Exercise
Tally the lines in these records that hold the string "styles", and reply with the number alone.

Raw records
===

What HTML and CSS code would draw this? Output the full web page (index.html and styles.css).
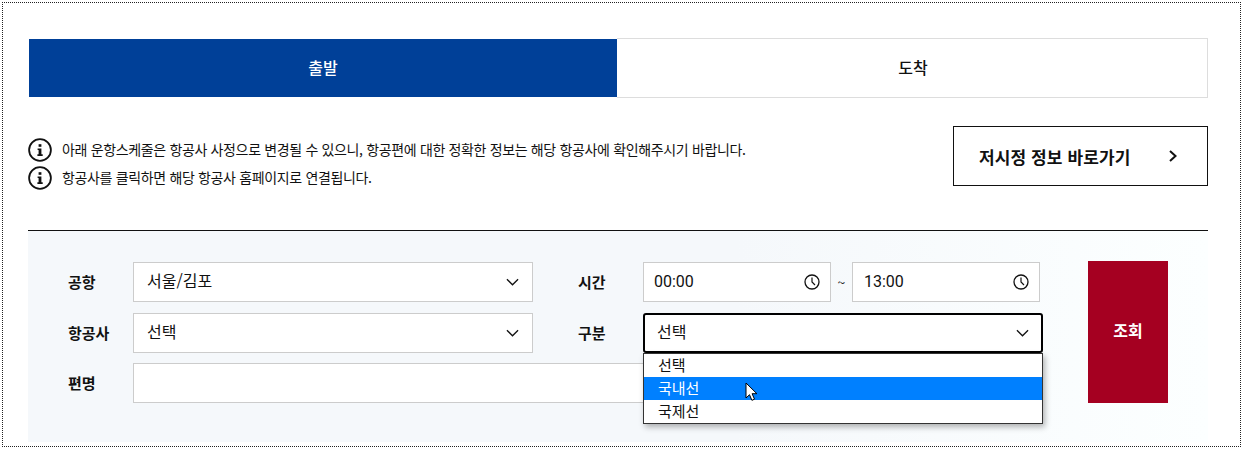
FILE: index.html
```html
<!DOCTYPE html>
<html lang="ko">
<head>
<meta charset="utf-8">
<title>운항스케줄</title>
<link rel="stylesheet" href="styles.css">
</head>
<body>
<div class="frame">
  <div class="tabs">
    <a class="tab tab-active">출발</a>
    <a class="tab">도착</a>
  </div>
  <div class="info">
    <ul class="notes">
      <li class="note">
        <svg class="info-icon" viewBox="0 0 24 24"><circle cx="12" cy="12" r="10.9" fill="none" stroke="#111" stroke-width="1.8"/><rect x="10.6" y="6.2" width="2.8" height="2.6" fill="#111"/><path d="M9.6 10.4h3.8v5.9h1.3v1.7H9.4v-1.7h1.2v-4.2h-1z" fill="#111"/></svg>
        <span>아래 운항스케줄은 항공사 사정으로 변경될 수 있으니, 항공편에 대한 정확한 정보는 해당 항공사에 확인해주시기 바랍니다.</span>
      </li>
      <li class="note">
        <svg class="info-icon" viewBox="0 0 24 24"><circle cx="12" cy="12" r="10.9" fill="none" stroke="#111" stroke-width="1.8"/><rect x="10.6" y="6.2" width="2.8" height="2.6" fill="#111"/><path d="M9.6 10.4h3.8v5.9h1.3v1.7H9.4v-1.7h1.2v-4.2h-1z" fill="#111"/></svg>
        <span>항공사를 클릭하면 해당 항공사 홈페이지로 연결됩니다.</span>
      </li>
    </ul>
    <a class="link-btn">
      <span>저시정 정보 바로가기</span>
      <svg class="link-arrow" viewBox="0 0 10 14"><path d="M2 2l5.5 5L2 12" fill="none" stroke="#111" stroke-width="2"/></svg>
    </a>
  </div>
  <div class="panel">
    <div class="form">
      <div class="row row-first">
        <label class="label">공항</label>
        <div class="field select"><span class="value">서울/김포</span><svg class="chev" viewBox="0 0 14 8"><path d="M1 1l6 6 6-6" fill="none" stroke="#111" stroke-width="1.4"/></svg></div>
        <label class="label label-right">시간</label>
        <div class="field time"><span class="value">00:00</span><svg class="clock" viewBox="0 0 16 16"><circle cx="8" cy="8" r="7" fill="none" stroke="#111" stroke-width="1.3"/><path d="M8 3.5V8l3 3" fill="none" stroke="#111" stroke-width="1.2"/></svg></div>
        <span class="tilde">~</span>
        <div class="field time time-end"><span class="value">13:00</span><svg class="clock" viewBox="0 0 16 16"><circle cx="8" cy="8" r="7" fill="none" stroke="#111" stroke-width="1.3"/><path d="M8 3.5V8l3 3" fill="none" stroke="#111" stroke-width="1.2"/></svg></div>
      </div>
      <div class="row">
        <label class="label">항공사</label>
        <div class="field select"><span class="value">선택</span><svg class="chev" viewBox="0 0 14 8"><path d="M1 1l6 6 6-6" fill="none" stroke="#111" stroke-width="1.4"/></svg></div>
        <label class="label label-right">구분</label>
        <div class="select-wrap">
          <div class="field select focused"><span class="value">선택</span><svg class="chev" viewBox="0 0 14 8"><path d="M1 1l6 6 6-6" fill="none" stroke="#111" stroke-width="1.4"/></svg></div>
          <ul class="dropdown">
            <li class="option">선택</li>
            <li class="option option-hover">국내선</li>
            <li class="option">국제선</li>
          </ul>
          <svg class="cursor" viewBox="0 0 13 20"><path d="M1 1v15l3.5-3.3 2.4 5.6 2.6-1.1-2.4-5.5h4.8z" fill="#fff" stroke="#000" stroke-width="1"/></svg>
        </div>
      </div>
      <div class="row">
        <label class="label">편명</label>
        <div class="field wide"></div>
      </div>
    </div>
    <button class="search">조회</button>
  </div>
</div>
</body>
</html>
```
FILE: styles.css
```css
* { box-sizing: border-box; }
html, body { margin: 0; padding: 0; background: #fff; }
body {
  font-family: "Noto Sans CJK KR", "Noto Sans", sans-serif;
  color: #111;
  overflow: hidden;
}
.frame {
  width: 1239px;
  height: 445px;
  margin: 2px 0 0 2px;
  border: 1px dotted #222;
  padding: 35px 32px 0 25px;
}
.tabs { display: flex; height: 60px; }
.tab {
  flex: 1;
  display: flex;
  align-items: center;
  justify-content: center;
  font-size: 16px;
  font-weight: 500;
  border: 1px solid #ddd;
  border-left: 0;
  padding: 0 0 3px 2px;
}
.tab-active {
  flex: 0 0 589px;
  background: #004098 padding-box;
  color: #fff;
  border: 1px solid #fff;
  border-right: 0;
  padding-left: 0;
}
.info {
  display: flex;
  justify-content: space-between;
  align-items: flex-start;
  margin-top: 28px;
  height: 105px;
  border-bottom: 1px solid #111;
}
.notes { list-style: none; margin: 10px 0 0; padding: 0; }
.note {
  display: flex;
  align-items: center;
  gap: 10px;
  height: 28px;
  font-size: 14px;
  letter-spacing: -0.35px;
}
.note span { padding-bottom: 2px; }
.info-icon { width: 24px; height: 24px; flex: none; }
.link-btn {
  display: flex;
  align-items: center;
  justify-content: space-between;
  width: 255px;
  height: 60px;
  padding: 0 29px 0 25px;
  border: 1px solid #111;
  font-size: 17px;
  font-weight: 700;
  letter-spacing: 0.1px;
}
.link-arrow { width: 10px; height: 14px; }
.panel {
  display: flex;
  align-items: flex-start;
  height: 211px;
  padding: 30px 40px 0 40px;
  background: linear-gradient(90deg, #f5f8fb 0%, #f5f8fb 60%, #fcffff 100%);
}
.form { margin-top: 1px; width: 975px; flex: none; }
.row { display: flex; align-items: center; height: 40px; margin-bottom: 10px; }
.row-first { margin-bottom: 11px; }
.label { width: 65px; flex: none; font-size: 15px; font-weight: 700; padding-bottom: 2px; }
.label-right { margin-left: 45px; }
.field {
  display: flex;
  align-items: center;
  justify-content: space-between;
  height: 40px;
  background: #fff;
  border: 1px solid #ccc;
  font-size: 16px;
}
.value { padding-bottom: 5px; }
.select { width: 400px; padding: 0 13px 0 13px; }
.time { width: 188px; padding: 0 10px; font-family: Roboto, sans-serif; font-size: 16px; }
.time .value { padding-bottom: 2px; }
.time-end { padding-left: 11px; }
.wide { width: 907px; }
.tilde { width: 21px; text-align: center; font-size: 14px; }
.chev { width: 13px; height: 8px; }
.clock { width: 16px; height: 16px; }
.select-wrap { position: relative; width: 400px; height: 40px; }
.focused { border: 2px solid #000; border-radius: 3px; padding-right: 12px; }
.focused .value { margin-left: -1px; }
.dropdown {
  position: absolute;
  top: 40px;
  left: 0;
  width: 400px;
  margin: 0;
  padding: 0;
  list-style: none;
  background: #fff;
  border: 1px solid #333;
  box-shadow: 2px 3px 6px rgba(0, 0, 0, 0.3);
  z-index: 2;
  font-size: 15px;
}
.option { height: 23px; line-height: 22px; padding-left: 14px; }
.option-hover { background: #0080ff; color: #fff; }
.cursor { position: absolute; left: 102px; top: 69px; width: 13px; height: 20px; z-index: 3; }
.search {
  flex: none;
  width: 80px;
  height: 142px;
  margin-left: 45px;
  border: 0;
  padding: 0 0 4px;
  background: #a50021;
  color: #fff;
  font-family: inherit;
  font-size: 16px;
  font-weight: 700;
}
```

===

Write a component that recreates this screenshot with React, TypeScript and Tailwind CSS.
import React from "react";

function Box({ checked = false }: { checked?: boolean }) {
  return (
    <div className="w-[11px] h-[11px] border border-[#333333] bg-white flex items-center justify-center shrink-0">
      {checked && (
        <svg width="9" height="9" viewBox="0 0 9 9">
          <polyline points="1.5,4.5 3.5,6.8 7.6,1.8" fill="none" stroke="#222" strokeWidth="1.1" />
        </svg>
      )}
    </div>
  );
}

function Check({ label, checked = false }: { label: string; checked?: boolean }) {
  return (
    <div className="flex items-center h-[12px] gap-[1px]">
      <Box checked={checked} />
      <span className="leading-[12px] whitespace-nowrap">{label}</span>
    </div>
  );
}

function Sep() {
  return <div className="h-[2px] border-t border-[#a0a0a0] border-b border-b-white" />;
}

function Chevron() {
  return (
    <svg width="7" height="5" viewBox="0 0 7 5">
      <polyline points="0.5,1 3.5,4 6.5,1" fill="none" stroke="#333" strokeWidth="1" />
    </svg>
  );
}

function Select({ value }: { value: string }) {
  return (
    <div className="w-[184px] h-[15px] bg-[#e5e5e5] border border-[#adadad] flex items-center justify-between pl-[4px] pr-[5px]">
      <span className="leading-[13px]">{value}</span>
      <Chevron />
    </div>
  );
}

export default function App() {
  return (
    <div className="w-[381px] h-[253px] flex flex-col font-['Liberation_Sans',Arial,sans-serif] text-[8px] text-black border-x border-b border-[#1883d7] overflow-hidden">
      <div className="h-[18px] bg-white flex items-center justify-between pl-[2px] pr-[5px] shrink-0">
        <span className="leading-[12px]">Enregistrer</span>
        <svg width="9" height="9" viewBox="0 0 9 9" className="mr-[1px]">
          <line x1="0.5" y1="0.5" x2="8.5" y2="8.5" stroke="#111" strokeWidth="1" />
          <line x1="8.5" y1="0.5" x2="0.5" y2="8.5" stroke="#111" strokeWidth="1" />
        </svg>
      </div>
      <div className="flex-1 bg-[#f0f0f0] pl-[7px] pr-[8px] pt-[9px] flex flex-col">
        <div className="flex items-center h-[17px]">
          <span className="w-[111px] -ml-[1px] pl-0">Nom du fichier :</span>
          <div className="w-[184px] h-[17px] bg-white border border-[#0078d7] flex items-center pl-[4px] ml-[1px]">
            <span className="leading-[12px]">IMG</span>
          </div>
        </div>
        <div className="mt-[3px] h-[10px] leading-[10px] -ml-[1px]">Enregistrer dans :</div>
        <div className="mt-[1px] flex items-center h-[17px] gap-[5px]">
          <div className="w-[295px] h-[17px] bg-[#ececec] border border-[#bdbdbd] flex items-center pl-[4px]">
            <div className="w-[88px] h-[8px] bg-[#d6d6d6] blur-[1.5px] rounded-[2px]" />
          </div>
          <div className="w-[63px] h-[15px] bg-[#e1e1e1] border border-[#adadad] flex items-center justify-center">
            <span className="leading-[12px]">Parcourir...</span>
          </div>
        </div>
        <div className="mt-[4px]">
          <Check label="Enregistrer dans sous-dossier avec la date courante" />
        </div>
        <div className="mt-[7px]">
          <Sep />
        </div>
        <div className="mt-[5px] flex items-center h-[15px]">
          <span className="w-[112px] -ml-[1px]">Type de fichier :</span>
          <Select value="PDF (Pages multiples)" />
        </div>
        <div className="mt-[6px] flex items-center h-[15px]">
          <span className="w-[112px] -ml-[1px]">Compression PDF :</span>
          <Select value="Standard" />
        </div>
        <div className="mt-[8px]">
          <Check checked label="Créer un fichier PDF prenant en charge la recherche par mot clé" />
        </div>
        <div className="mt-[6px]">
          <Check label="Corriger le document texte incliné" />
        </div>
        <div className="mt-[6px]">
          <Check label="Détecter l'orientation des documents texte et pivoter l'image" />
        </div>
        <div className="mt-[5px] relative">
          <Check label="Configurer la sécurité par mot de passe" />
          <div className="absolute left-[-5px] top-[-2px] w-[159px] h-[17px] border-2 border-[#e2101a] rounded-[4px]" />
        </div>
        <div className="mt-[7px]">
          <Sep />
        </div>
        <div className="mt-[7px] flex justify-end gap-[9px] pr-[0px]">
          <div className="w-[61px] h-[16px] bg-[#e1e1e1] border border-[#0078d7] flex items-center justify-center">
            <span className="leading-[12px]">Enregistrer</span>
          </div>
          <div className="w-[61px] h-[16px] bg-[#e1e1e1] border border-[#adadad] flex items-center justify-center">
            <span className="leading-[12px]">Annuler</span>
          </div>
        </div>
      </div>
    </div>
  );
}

===

Reply
3